Managing E-mail Before The Send Button

As we continue our battle with e-mal overload, there is one general premise for success. Think before the inbox. Once an e-mail hits your inbox it's too late. The damage has been done. Think about what type of e-mail your sending and how appropriate it is. I've devised the RAISE rule for this very thing.

Here is the RAISE rule:

R- Relevant: Make your communication relevant to the recipient. Do they really need to be CC'd?

A- Actionable: Make sure the recipient knows what they are suppose to do now that you've communicated with them.

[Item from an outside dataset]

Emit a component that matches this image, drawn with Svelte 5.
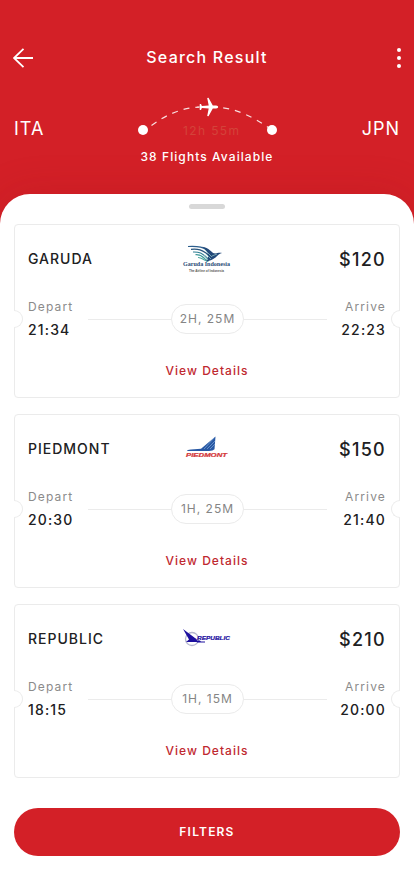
<script>
  let flights = $state([
    { id: 'garuda', airline: 'GARUDA', price: 120, depart: '21:34', arrive: '22:23', duration: '2H, 25M' },
    { id: 'piedmont', airline: 'PIEDMONT', price: 150, depart: '20:30', arrive: '21:40', duration: '1H, 25M' },
    { id: 'republic', airline: 'REPUBLIC', price: 210, depart: '18:15', arrive: '20:00', duration: '1H, 15M' }
  ]);
</script>

{#snippet logo(id)}
  <svg class="logo" width="50" height="36" viewBox="0 0 50 36" aria-hidden="true">
    {#if id === 'garuda'}
      <g fill="none" stroke-width="1.2">
        <path stroke="#2b5d8c" d="M6 5.5C15 5 20 5.3 24 8.5S29 13 32 15" />
        <path stroke="#28547c" d="M9 8.3C17 7.7 20 9 24 12S27 16 30 17" />
        <path stroke="#2c7c91" d="M11 11C18 10.8 20 12.4 23 15S25 18 28 18.5" />
        <path stroke="#419a9c" d="M13.5 13.7C18 13.3 20 15 22 17S24 19.5 27 20" />
        <path stroke="#4fa79d" d="M16 16.5C20 16.2 21 19.7 26 20.3" />
      </g>
      <path fill="#23497a" d="M20 5.8C27 6.6 30 12 32 12.3 34 13 37 11 40 12 36 13 35 16 32 17.4 29 19.3 27 19.6 24 20.6 28 15 26 10 20 5.8Z" />
      <path d="M22 8l8 8M24 13l5 5M22 14l4 5M30 15l5-2" stroke="#9dcfcb" stroke-width=".7" />
      <text x="1" y="25" textLength="47" lengthAdjust="spacingAndGlyphs" class="garuda">Garuda Indonesia</text>
      <text x="7" y="30.5" textLength="35" lengthAdjust="spacingAndGlyphs" class="tagline">The Airline of Indonesia</text>
    {:else if id === 'piedmont'}
      <path fill="#2858a4" d="M33.5 5.5 32.5 18.2Q31 20 27 20H5Q5 19 9 18.6L19 17.8Z" />
      <path d="M32 7 22 18M33 10l-8 8M33 13l-5 5" stroke="#7fa8d7" stroke-width=".7" />
      <text x="4" y="26" textLength="41" lengthAdjust="spacingAndGlyphs" class="piedmont">PIEDMONT</text>
    {:else}
      <circle cx="10" cy="18" r="6.5" fill="none" stroke="#b5b6ce" stroke-width="1.3" />
      <path fill="#1d109f" d="M1 8 13 17Q15 18 15 19.4H18L19 21H4L7 18.5Z" />
      <path fill="#1d109f" d="M15 20.5h8v1h-8z" />
      <text x="15" y="19.3" textLength="33" lengthAdjust="spacingAndGlyphs" class="republic">REPUBLIC</text>
    {/if}
  </svg>
{/snippet}

<div class="screen">
  <header class="header">
    <div class="topbar">
      <button class="icon-button" aria-label="Back">
        <svg width="20" height="20" viewBox="0 0 20 20">
          <path d="M10.5 .8 1 10l9.5 9.2M1 10h19" fill="none" stroke="#fff" stroke-width="1.8" />
        </svg>
      </button>
      <h1>Search Result</h1>
      <button class="icon-button menu" aria-label="More options">
        <svg width="4" height="20" viewBox="0 0 4 20" fill="#fff">
          <circle cx="2" cy="2" r="2" />
          <circle cx="2" cy="10" r="2" />
          <circle cx="2" cy="18" r="2" />
        </svg>
      </button>
    </div>

    <div class="journey">
      <span class="airport">ITA</span>
      <svg width="140" height="44" viewBox="0 0 140 44">
        <path d="M14.5 29.5Q38 12 62 11.2" class="arc" />
        <path d="M135 34Q106 13 82 11.4" class="arc" />
        <circle cx="6" cy="34" r="5" fill="#fff" />
        <circle cx="135" cy="34" r="5" fill="#fff" />
        <path
          class="plane"
          d="M60 10.7h2.6l.2-2.7h1.2l.9 2 6.8-.5-1.5-7.6 1.3-.2 4.3 7.7 3.4.2q2 .3 2 1.4t-2 1.4l-3.4.2-4.3 7.7-1.3-.2 1.5-7.6-6.8-.5-.9 2h-1.2l-.2-2.7H60z"
        />
        <text x="46" y="39" textLength="56" class="total">12h 55m</text>
      </svg>
      <span class="airport right">JPN</span>
    </div>
    <p class="available">38 Flights Available</p>
  </header>

  <main class="sheet">
    <div class="handle"></div>

    <div class="flights">
      {#each flights as flight (flight.id)}
        <article class="card">
          <div class="summary">
            <h2>{flight.airline}</h2>
            {@render logo(flight.id)}
            <span class="price">${flight.price}</span>
          </div>
          <div class="times">
            <div class="stop">
              <span class="label">Depart</span>
              <span class="time">{flight.depart}</span>
            </div>
            <div class="line"></div>
            <span class="duration">{flight.duration}</span>
            <div class="line"></div>
            <div class="stop arrive">
              <span class="label">Arrive</span>
              <span class="time">{flight.arrive}</span>
            </div>
          </div>
          <button class="details">View Details</button>
        </article>
      {/each}
    </div>

    <button class="filters">FILTERS</button>
  </main>
</div>

<style>
  :global(body) {
    margin: 0;
    background: #fff;
  }

  .screen {
    min-height: 896px;
    display: flex;
    flex-direction: column;
    overflow: hidden;
    background: #d32027;
    color: #202022;
    font-family: Inter, 'Liberation Sans', sans-serif;
    font-size: 12px;
  }

  button {
    margin: 0;
    padding: 0;
    border: 0;
    background: none;
    font: inherit;
    color: inherit;
    cursor: pointer;
  }

  svg {
    display: block;
  }

  h1, h2, p {
    margin: 0;
  }

  .header {
    height: 194px;
    box-sizing: border-box;
    padding-top: 46px;
    color: #fff;
  }

  .topbar {
    height: 24px;
    display: grid;
    grid-template-columns: 40px 1fr 40px;
    align-items: center;
    padding: 0 13px;
  }

  .menu {
    justify-self: end;
  }

  h1 {
    padding-bottom: 2px;
    text-align: center;
    font-size: 16px;
    line-height: 22px;
    font-weight: 500;
    letter-spacing: 1.22px;
  }

  .journey {
    display: grid;
    grid-template-columns: 1fr 140px 1fr;
    align-items: end;
    margin-top: 26px;
    padding: 0 14px;
  }

  .airport {
    font-size: 18px;
    line-height: 22px;
    letter-spacing: 1px;
  }

  .right {
    text-align: right;
  }

  .arc {
    fill: none;
    stroke: #fff;
    stroke-opacity: .85;
    stroke-width: 1.2;
    stroke-dasharray: 6 6;
  }

  .plane {
    fill: #fff;
  }

  .total {
    fill: #d3433a;
    font-size: 12px;
  }

  .available {
    margin-top: 7px;
    text-align: center;
    line-height: 20px;
    font-weight: 500;
    letter-spacing: 1.08px;
  }

  .sheet {
    flex: 1;
    padding: 10px 14px 40px;
    border-radius: 30px 30px 0 0;
    background: #fff;
    box-shadow: 0 0 40px rgba(160, 20, 25, .2);
  }

  .handle {
    width: 36px;
    height: 5px;
    margin: 0 auto 15px;
    border-radius: 3px;
    background: #d8d8d8;
  }

  .flights {
    display: flex;
    flex-direction: column;
    gap: 16px;
  }

  .card {
    position: relative;
    height: 174px;
    box-sizing: border-box;
    padding: 16px 13px 0;
    border: 1px solid #ebebeb;
    border-radius: 4px;
  }

  /* ticket notches over the side borders */
  .card::before,
  .card::after {
    content: '';
    position: absolute;
    top: 85px;
    left: -1px;
    width: 9px;
    height: 18px;
    box-sizing: border-box;
    border: 1px solid #ebebeb;
    border-left: 0;
    border-radius: 0 9px 9px 0;
    background: #fff;
  }

  .card::after {
    left: auto;
    right: -1px;
    transform: scaleX(-1);
  }

  .summary {
    height: 36px;
    display: grid;
    grid-template-columns: 1fr 50px 1fr;
    align-items: center;
  }

  h2 {
    padding-bottom: 2px;
    font-size: 14px;
    font-weight: 500;
    letter-spacing: 1px;
  }

  .price {
    text-align: right;
    font-size: 18px;
    font-weight: 500;
    letter-spacing: 1.3px;
  }

  .garuda {
    font: bold 6px 'Liberation Serif', serif;
    fill: #2a4c76;
  }

  .tagline {
    font: bold 3.6px 'Liberation Sans', sans-serif;
    fill: #555;
  }

  .piedmont {
    font: italic bold 5px 'Liberation Sans', sans-serif;
    fill: #d43a3c;
    stroke: #d43a3c;
    stroke-width: .2;
  }

  .republic {
    font: italic bold 6px 'Liberation Sans', sans-serif;
    fill: #1d109f;
    stroke: #1d109f;
    stroke-width: .2;
  }

  .times {
    height: 44px;
    display: flex;
    align-items: center;
    margin-top: 20px;
  }

  .stop {
    width: 60px;
    display: flex;
    flex-direction: column;
    gap: 3px;
    padding-bottom: 2px;
    line-height: 20px;
  }

  .arrive {
    width: 59px;
    text-align: right;
  }

  .label {
    color: #8b8b8b;
    letter-spacing: 1.15px;
  }

  .time {
    font-size: 14px;
    font-weight: 500;
    letter-spacing: 1.15px;
  }

  .line {
    flex: 1;
    height: 1px;
    background: #ebebeb;
  }

  .duration {
    width: 73px;
    box-sizing: border-box;
    border: 1px solid #ebebeb;
    border-radius: 15px;
    line-height: 28px;
    text-align: center;
    color: #858585;
    letter-spacing: 1px;
  }

  .details {
    display: block;
    margin: 20px auto 0;
    line-height: 20px;
    font-weight: 500;
    letter-spacing: 1.03px;
    color: #bf282f;
  }

  .filters {
    display: block;
    width: 100%;
    height: 48px;
    margin-top: 30px;
    padding-bottom: 2px;
    border-radius: 24px;
    background: #d32027;
    color: #fff;
    font-weight: 600;
    letter-spacing: 1.2px;
  }
</style>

I- Informative: Nothing worse than an email response in the middle of a busy day with only this word in it: "Thanks". Not that you shouldn't be appreciative, but disseminate valuable information only. Save the "Thanks" for the next email you send to that person later in the day. "Hey, thanks again for help on that project. Now I have another opportunity I'd like to discuss with you..."

S- Succinct: Keep it short. Whether in-person, on the phone or in email. Keep to the facts and don't go off on tangents.

E- Expectations understood. Is there anything else to say?